• [What you have to do]: Write the data out again, character for character, with no images.
+++ Source data +++
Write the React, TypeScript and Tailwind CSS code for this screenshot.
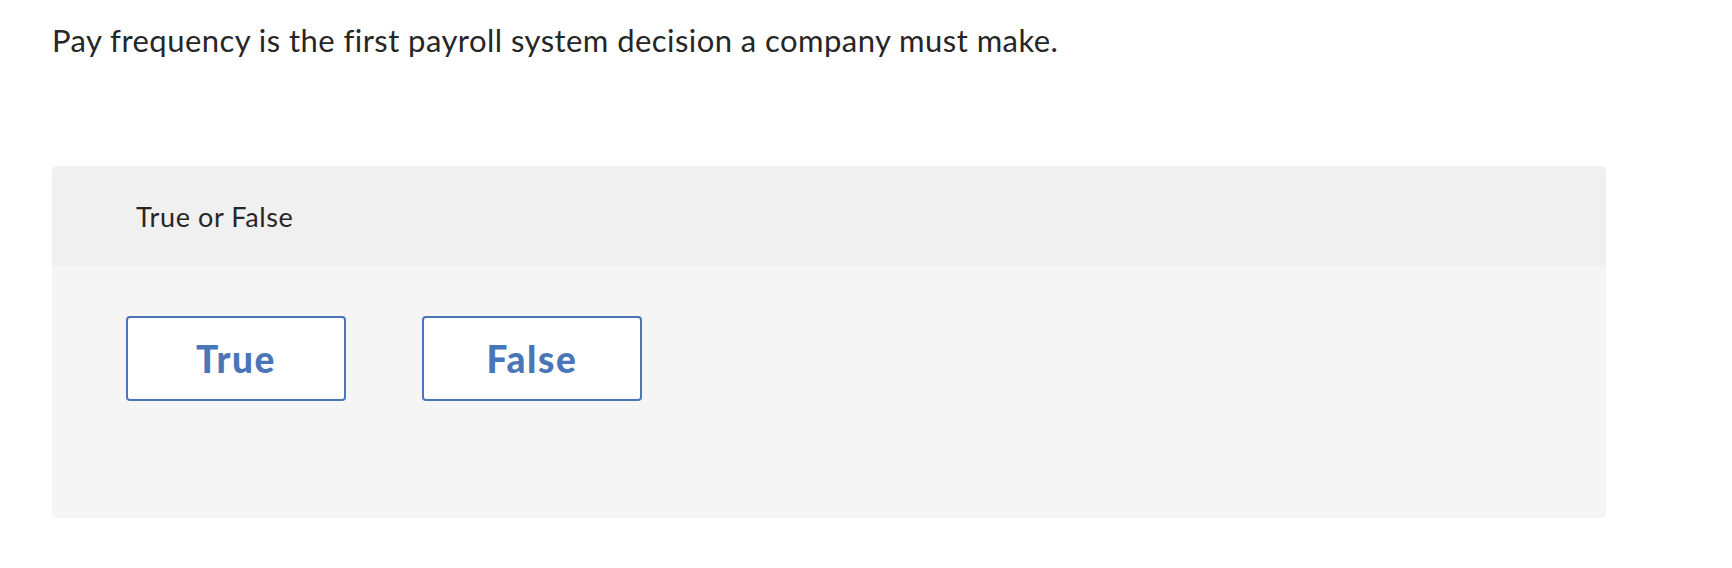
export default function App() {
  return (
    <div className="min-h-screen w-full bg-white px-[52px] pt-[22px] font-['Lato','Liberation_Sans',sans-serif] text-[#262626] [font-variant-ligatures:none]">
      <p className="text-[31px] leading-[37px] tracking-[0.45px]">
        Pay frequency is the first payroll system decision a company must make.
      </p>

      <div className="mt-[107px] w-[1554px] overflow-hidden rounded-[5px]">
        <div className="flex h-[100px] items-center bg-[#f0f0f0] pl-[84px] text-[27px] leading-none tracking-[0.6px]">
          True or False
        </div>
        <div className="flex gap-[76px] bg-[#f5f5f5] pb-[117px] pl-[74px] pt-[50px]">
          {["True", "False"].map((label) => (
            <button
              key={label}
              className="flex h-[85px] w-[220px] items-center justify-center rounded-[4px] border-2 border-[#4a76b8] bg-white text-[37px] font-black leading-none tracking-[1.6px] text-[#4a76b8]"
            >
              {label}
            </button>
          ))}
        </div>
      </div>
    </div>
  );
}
+++
• [Worked solution]:
Write the React, TypeScript and Tailwind CSS code for this screenshot.
export default function App() {
  return (
    <div className="min-h-screen w-full bg-white px-[52px] pt-[22px] font-['Lato','Liberation_Sans',sans-serif] text-[#262626] [font-variant-ligatures:none]">
      <p className="text-[31px] leading-[37px] tracking-[0.45px]">
        Pay frequency is the first payroll system decision a company must make.
      </p>

      <div className="mt-[107px] w-[1554px] overflow-hidden rounded-[5px]">
        <div className="flex h-[100px] items-center bg-[#f0f0f0] pl-[84px] text-[27px] leading-none tracking-[0.6px]">
          True or False
        </div>
        <div className="flex gap-[76px] bg-[#f5f5f5] pb-[117px] pl-[74px] pt-[50px]">
          {["True", "False"].map((label) => (
            <button
              key={label}
              className="flex h-[85px] w-[220px] items-center justify-center rounded-[4px] border-2 border-[#4a76b8] bg-white text-[37px] font-black leading-none tracking-[1.6px] text-[#4a76b8]"
            >
              {label}
            </button>
          ))}
        </div>
      </div>
    </div>
  );
}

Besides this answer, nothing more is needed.